The Senate Ways and Means committee just passed the first bill of their tax package — the part that addresses tax loopholes and the sales tax increase.

Sen. Mike Carrell: “This may be one of the few times we get a chance to say at least what I’m thinking about the full tax package.” He said it seems that “some don’t want the public to know what’s going on. We don’t keep our word but we do want your money.”

Sen. Mike Hewitt: “(Republicans have) offered some solutions, I think .. but the minority party never has anything positive or good to say.”

The committee passed the package. Now they’re discussing the tobacco tax.

Sen. Mike Carrell: “I don’t smoke. I don’t have any other interest in this other than the truth,” he said, “I don’t think smoking is going to go down in the state of Washington. What I think is going to happen is that smuggling is going to go up.” He said it makes trips to Oregon “a lucrative thing to do on the weekend.” He said the bill is rife with problems.
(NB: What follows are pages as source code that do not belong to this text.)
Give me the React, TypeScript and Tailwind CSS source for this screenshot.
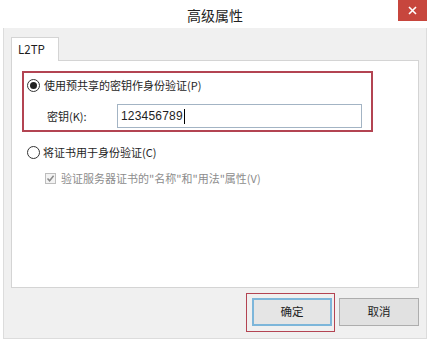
import React from "react";

const font = { fontFamily: '"Noto Sans CJK SC", "Noto Sans", sans-serif' };

function Radio({ checked }: { checked?: boolean }) {
  return (
    <span className="w-[13px] h-[13px] rounded-full border border-[#333] bg-white flex items-center justify-center shrink-0">
      {checked && <span className="w-[7px] h-[7px] rounded-full bg-[#222]" />}
    </span>
  );
}

export default function App() {
  return (
    <div className="w-[430px] h-[342px] bg-white flex flex-col text-[#1e1e1e] overflow-hidden" style={font}>
      {/* title bar */}
      <div className="h-[28px] grid grid-cols-[1fr_auto_1fr] shrink-0">
        <div />
        <div className="text-[14px] leading-[28px] pt-[1px] text-[#222]">高级属性</div>
        <div className="flex justify-end pr-[3px]">
          <button className="w-[29px] h-[21px] bg-[#c7463d] flex items-center justify-center">
            <svg width="9" height="9" viewBox="0 0 9 9">
              <path d="M1 1 L8 8 M8 1 L1 8" stroke="#fff" strokeWidth="1.6" />
            </svg>
          </button>
        </div>
      </div>

      {/* body */}
      <div className="flex-1 mx-[3px] mb-[3px] border-x border-b border-[#dcdcdc] bg-[#f0f0f0] pl-[7px] pr-[7px] pt-[9px] flex flex-col">
        {/* tab strip */}
        <div className="flex">
          <div className="w-[48px] h-[24px] -mb-px relative z-10 bg-white border border-b-0 border-[#d4d4d4] pl-[6px] text-[11.5px] leading-[22px]">
            L2TP
          </div>
        </div>

        {/* tab panel */}
        <div className="h-[228px] bg-white border border-[#d4d4d4] pt-[10px] pl-[10px] flex flex-col text-[11px]">
          <div className="w-[351px] border-2 border-[#b34452] pt-[2px] pb-[2px]">
            <div className="h-[20px] flex items-center pl-[3px] gap-[4px]">
              <Radio checked />
              <span>使用预共享的密钥作身份验证(P)</span>
            </div>
            <div className="mt-[9px] flex items-center pl-[23px]">
              <span className="w-[70px]">密钥(K):</span>
              <div className="w-[245px] h-[24px] border border-[#a3b4c4] bg-white flex items-center pl-[3px]">
                <span className="text-[12px] tracking-[0.2px]" style={{ fontFamily: '"Liberation Sans", Arial, sans-serif' }}>
                  123456789
                </span>
                <span className="w-px h-[15px] bg-black ml-[1px]" />
              </div>
            </div>
          </div>

          <div className="mt-[10px] h-[20px] flex items-center pl-[5px] gap-[3px]">
            <Radio />
            <span>将证书用于身份验证(C)</span>
          </div>

          <div className="mt-[6px] h-[20px] flex items-center pl-[23px] gap-[5px] text-[#8c8c8c]">
            <span className="w-[11px] h-[11px] border border-[#bdbdbd] bg-[#f3f3f3] flex items-center justify-center shrink-0">
              <svg width="9" height="9" viewBox="0 0 9 9">
                <path d="M1.5 4.5 L3.6 6.8 L7.6 1.8" stroke="#8a8a8a" strokeWidth="1.5" fill="none" />
              </svg>
            </span>
            <span>验证服务器证书的"名称"和"用法"属性(V)</span>
          </div>
        </div>

        {/* buttons */}
        <div className="mt-[5px] flex justify-end items-start gap-[4px] text-[11.5px]">
          <div className="border border-[#b34452] pl-[5px] pr-[2px] pt-[4px] pb-[5px]">
            <button className="w-[80px] h-[28px] bg-[#e5e5e5] border-2 border-[#7db6da] flex items-center justify-center">
              确定
            </button>
          </div>
          <button className="mt-[5px] w-[80px] h-[28px] bg-[#e1e1e1] border border-[#adadad] flex items-center justify-center">
            取消
          </button>
        </div>
      </div>
    </div>
  );
}
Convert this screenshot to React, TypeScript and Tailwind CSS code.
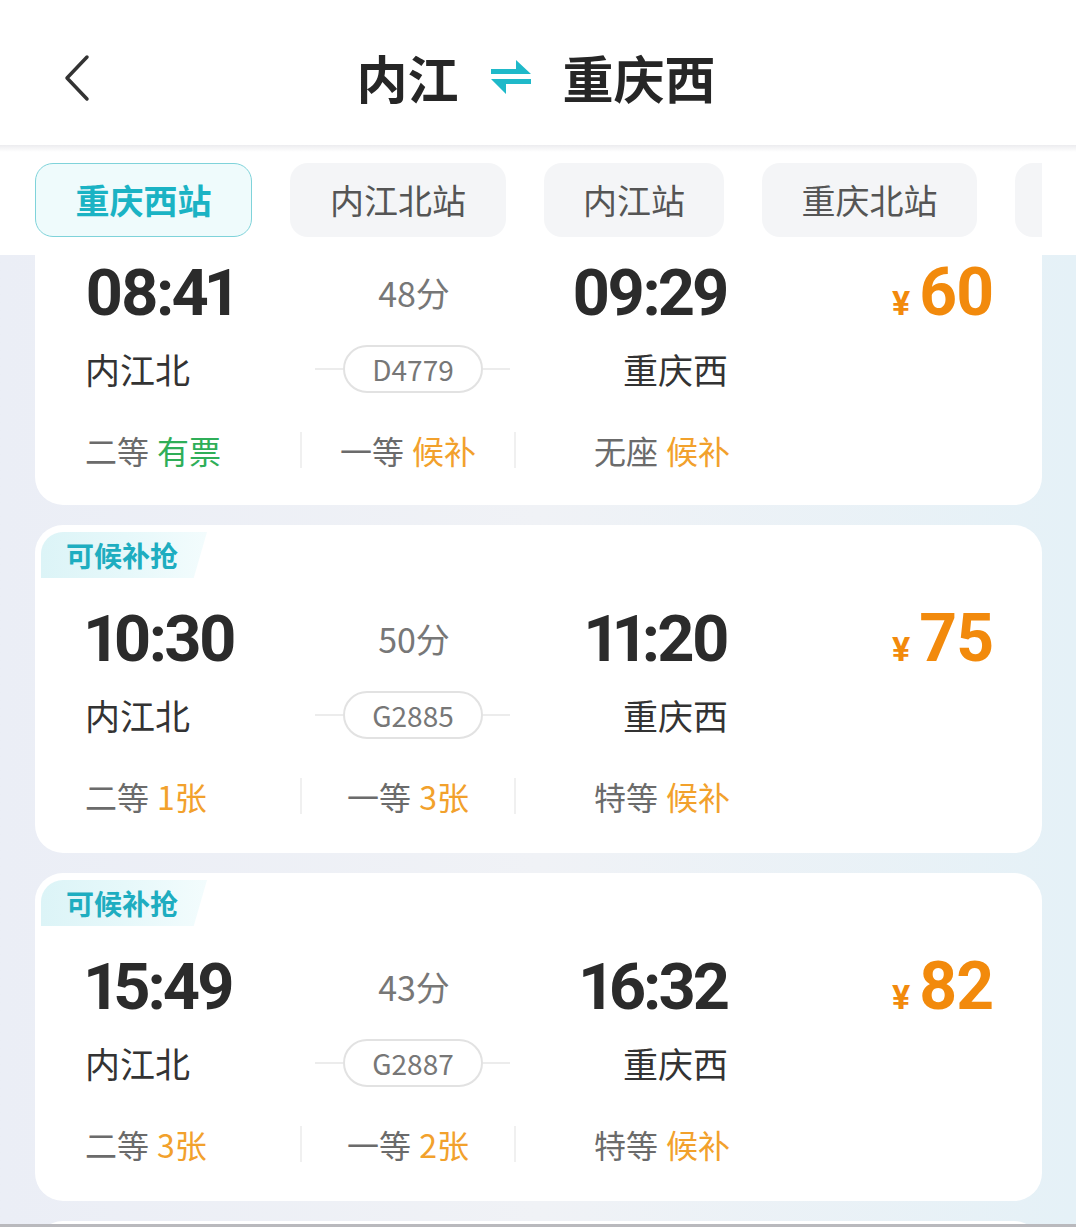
import React from "react";

type Seat = { label: string; value: string; tone: "green" | "orange" };
type Train = {
  dep: string;
  arr: string;
  dur: string;
  price: string;
  from: string;
  to: string;
  no: string;
  seats: Seat[];
  tag?: boolean;
  clipped?: boolean;
};

const trains: Train[] = [
  {
    dep: "08:41",
    arr: "09:29",
    dur: "48分",
    price: "60",
    from: "内江北",
    to: "重庆西",
    no: "D4779",
    seats: [
      { label: "二等", value: "有票", tone: "green" },
      { label: "一等", value: "候补", tone: "orange" },
      { label: "无座", value: "候补", tone: "orange" },
    ],
    clipped: true,
  },
  {
    dep: "10:30",
    arr: "11:20",
    dur: "50分",
    price: "75",
    from: "内江北",
    to: "重庆西",
    no: "G2885",
    seats: [
      { label: "二等", value: "1张", tone: "orange" },
      { label: "一等", value: "3张", tone: "orange" },
      { label: "特等", value: "候补", tone: "orange" },
    ],
    tag: true,
  },
  {
    dep: "15:49",
    arr: "16:32",
    dur: "43分",
    price: "82",
    from: "内江北",
    to: "重庆西",
    no: "G2887",
    seats: [
      { label: "二等", value: "3张", tone: "orange" },
      { label: "一等", value: "2张", tone: "orange" },
      { label: "特等", value: "候补", tone: "orange" },
    ],
    tag: true,
  },
];

const CJK = "font-['Noto_Sans_CJK_SC','Noto_Sans',sans-serif]";
const NUM = "font-['Roboto','Noto_Sans_CJK_SC',sans-serif]";

function SeatText({ seat }: { seat: Seat }) {
  return (
    <span className={`${CJK} text-[32px] leading-[40px] whitespace-nowrap`}>
      <span className="text-[#6b6b6b]">{seat.label}</span>
      <span className="inline-block w-[8px]" />
      <span className={seat.tone === "green" ? "text-[#2fae58]" : "text-[#f2a12c]"}>{seat.value}</span>
    </span>
  );
}

function TrainCard({ t }: { t: Train }) {
  return (
    <div
      className={`bg-white w-[1007px] ml-[35px] shrink-0 ${
        t.clipped ? "rounded-b-[28px] pt-0 pb-[35px]" : "rounded-[28px] pt-[7px] pb-[37px]"
      }`}
    >
      {t.tag && (
        <div className="pl-[6px]">
          <div className="w-[166px] h-[46px] rounded-tl-[22px] bg-gradient-to-r from-[#dcf4f7] via-[#e6f8fa] to-[#f3fcfd] [clip-path:polygon(0_0,100%_0,92%_100%,0_100%)] flex items-center pl-[25px]">
            <span className={`${CJK} text-[28px] font-bold text-[#1eadc0] leading-[46px]`}>可候补抢</span>
          </div>
        </div>
      )}
      <div className={`pl-[50px] ${t.tag ? "mt-[23px]" : ""}`}>
        {/* time row */}
        <div className="grid grid-cols-[215px_216px_214px_263px] h-[66px] items-center">
          <div className={`${NUM} proportional-nums text-[65px] font-bold text-[#2b2b2b] leading-[76px] tracking-[-3px]`}>
            {t.dep}
          </div>
          <div className={`${CJK} text-[34px] text-[#777] text-center pl-[12px] leading-[44px]`}>{t.dur}</div>
          <div
            className={`${NUM} proportional-nums text-[65px] font-bold text-[#2b2b2b] leading-[76px] tracking-[-3px] text-right pr-[3px]`}
          >
            {t.arr}
          </div>
          <div className="flex items-baseline justify-end gap-[9px] text-[#f28a0c]">
            <span className={`${NUM} text-[34px] font-bold leading-[40px]`}>¥</span>
            <span className={`${NUM} text-[66px] font-bold leading-[76px] tracking-[-1px]`}>{t.price}</span>
          </div>
        </div>
        {/* station row */}
        <div className="grid grid-cols-[215px_216px_214px_263px] h-[50px] items-center mt-[23px]">
          <div className={`${CJK} text-[35px] text-[#333] leading-[46px]`}>{t.from}</div>
          <div className="flex items-center pl-[15px]">
            <div className="w-[28px] h-[2px] bg-[#ececec]" />
            <div className="w-[140px] h-[48px] rounded-full border-2 border-[#e2e2e2] flex items-center justify-center">
              <span className={`${CJK} text-[28px] text-[#777] leading-[40px]`}>{t.no}</span>
            </div>
            <div className="w-[27px] h-[2px] bg-[#ececec]" />
          </div>
          <div className={`${CJK} text-[35px] text-[#333] leading-[46px] text-right pr-[2px]`}>{t.to}</div>
          <div />
        </div>
        {/* seat row */}
        <div className="grid grid-cols-[215px_216px_214px_263px] h-[40px] items-center mt-[36px]">
          <div className="flex items-center">
            <SeatText seat={t.seats[0]} />
          </div>
          <div className="flex items-center justify-center border-l-2 border-r-2 border-[#f0f0f0] h-[36px]">
            <SeatText seat={t.seats[1]} />
          </div>
          <div className="flex items-center justify-end">
            <SeatText seat={t.seats[2]} />
          </div>
          <div />
        </div>
      </div>
    </div>
  );
}

export default function App() {
  return (
    <div className="w-[1076px] h-[1227px] overflow-hidden flex flex-col bg-gradient-to-r from-[#ebeef6] via-[#f0f2f6] to-[#e5f1f7]">
      {/* header */}
      <div className="h-[145px] bg-white grid grid-cols-[1fr_auto_1fr] items-center shrink-0">
        <div className="pl-[62px] pt-[10px]">
          <svg width="30" height="48" viewBox="0 0 30 48" fill="none">
            <path d="M25 3 L5 24 L25 45" stroke="#333" strokeWidth="3.5" strokeLinecap="round" strokeLinejoin="round" />
          </svg>
        </div>
        <div className="flex items-center pt-[8px] pr-[4px]">
          <span className={`${CJK} text-[51px] font-bold text-[#262626] leading-[60px]`}>内江</span>
          <svg className="mx-[30px]" width="44" height="40" viewBox="0 0 44 40">
            <path d="M2 12 H27 V3 L42 17 H2 Z" fill="#1fb9c9" />
            <path d="M42 22 V27 H17 V37 L2 22 Z" fill="#1fb9c9" />
          </svg>
          <span className={`${CJK} text-[51px] font-bold text-[#262626] leading-[60px]`}>重庆西</span>
        </div>
        <div />
      </div>
      {/* tab bar */}
      <div className="h-[110px] bg-white shrink-0 flex flex-col">
        <div className="h-[7px] bg-gradient-to-b from-[#ececef] to-white" />
        <div className="w-[1007px] ml-[35px] overflow-hidden mt-[11px]">
          <div className="flex gap-[38px] w-max">
            <div className="h-[74px] w-[217px] rounded-[18px] border-[1.5px] border-[#7fd3da] bg-[#effbfc] flex items-center justify-center">
              <span className={`${CJK} text-[34px] font-bold text-[#1bb3c4] leading-[44px]`}>重庆西站</span>
            </div>
            <div className="h-[74px] w-[216px] rounded-[18px] bg-[#f4f5f7] flex items-center justify-center">
              <span className={`${CJK} text-[34px] text-[#555] leading-[44px]`}>内江北站</span>
            </div>
            <div className="h-[74px] w-[180px] rounded-[18px] bg-[#f4f5f7] flex items-center justify-center">
              <span className={`${CJK} text-[34px] text-[#555] leading-[44px]`}>内江站</span>
            </div>
            <div className="h-[74px] w-[215px] rounded-[18px] bg-[#f4f5f7] flex items-center justify-center">
              <span className={`${CJK} text-[34px] text-[#555] leading-[44px]`}>重庆北站</span>
            </div>
            <div className="h-[74px] w-[216px] rounded-[18px] bg-[#f4f5f7]" />
          </div>
        </div>
      </div>
      {/* list */}
      <div className="flex-1 overflow-hidden flex flex-col gap-[20px]">
        {trains.map((t) => (
          <TrainCard key={t.no} t={t} />
        ))}
        <div className="bg-white w-[1007px] ml-[35px] h-[200px] rounded-t-[28px] shrink-0" />
      </div>
      <div className="h-[3px] bg-[#b9b9bd] shrink-0" />
    </div>
  );
}
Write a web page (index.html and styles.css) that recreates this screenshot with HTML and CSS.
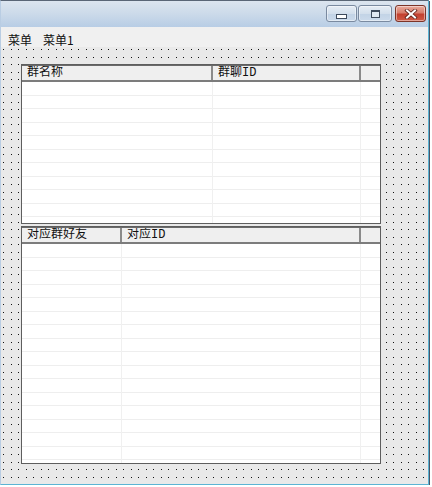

Sen. Rodney Tom: “I don’t think it is about revenue. What I think it is about is it’s about reform,” he said, adding that the “direct medical cost” of a pack of cigarettes is more than $8. He said his kids will look back and ask what they were thinking by subsidizing smoking.

Sen. Cheryl Pfulg said more money from a pack of cigarettes goes to the state than the cigarette manufacturers. “If you don’t want them to smoke, make it illegal but this is really the exact opposite,” she said. She said they were creating a budget that depended on people doing something that will kill them. “I’m going to vote against it. I have never smoked. I certainly don’t advocate for it but I think it is very much a hypocrisy.”

Sen. Karen Keiser said increasing taxes on cigarettes decreases teen users. “Continued work on cessation needs to be done … but the best deterrent I think will be the price.”

Sen. Mark Schoessler said it’s not a deterrent to people who live on the boarder. He said it was an Idaho economic booster.

Sen. Mike Hewitt: “It’s good to remind ourselves that until 2002 we had a tobacco settlement at the national level that provided about $100 million a year … but this body sold that money off at 27 cents on the dollar,” he said. The money was supposed to be for tobacco cessation. “Perhaps we wouldn’t be talking about this today” had they not sold the settlement.

They voted: The cigarette tax passed.